LIMS Implementation: Ensuring Success Through Pre-Purchase Diligence and a Post-Go-Live Responsibility Matrix

Oral Presentation

Prepared by J. Shackelford
City of Portland, OR, WPCL, 6543 N. Burlington Ave., Portland, OR, 97203, United States


Contact Information: jennifer.shackelford@portlandoregon.gov; 503-823-5614


ABSTRACT

The City of Portland Water Pollution Control Laboratory (WPCL) is a mid-sized wastewater utility laboratory tasked with the analysis of water, wastewater, groundwater, soils, and biosolids for both general and National Pollution Discharge Elimination System (NPDES) purposes.

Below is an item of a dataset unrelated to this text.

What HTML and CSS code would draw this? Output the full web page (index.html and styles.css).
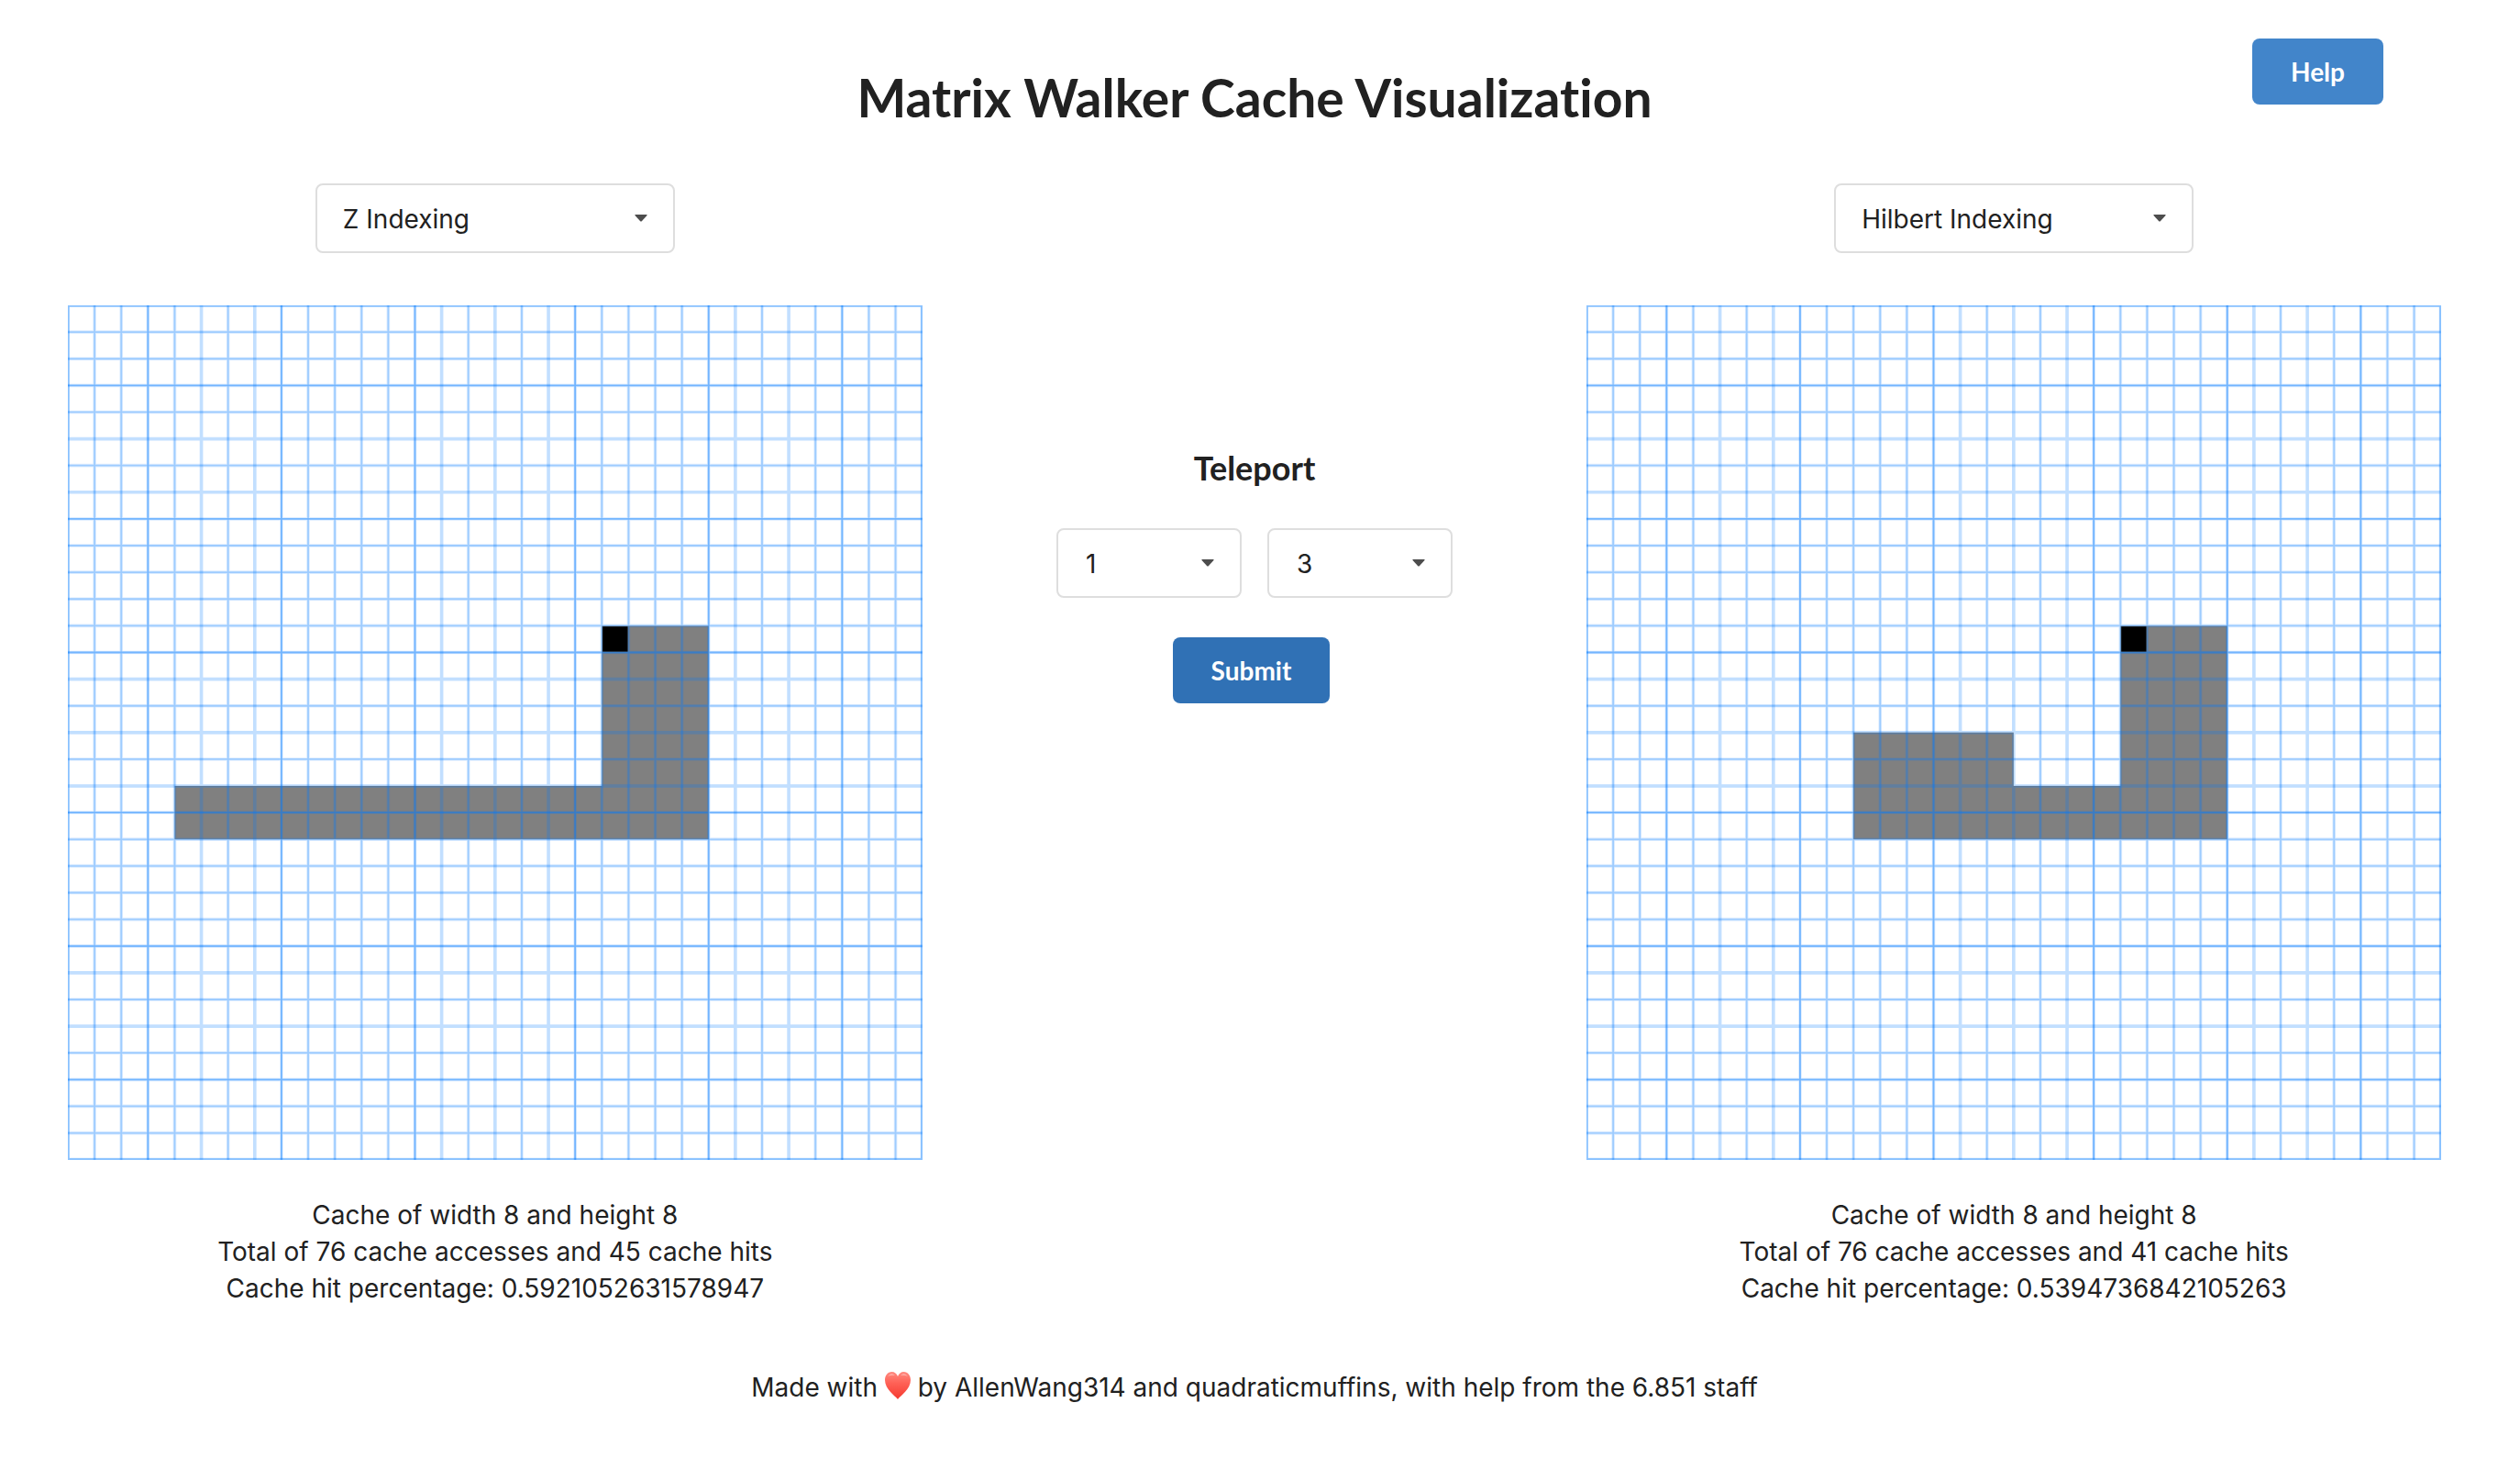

The purchase of a new LIMS was part of an overall improvement effort aimed at eventual NELAP accreditation. Pre-purchase success factors included: the hiring of an in-house IT project manager and software engineer; using highly scripted, two-day presentations by short listed vendors; extensive post-purchase testing using a snapshot data base; and parallel data entry before final go-live. Post-go-live implementation was managed by a workgroup composed of project dedicated IT and lab staff with an assigned LIMS administrator from the lab senior staff. For WPCL, smooth implementation resulted from the construction of a detailed responsibility matrix and an accompanying set of standard operating procedures that encompassed all LIMS and related business enterprise functions. Main focus areas of the matrix included: upstream of LIMS, administration, operations, maintenance, downstream of LIMS, IT infrastructure maintenance, and workgroup administration of the matrix. Major laboratory internal process changes included: use of bar coding, replacement of paper bench sheets with electronic spreadsheets directly uploaded into LIMS, electronic entry of complex instrument data directly into LIMS, and inclusion of scanned paper documents such as chain-of-custody into LIMS.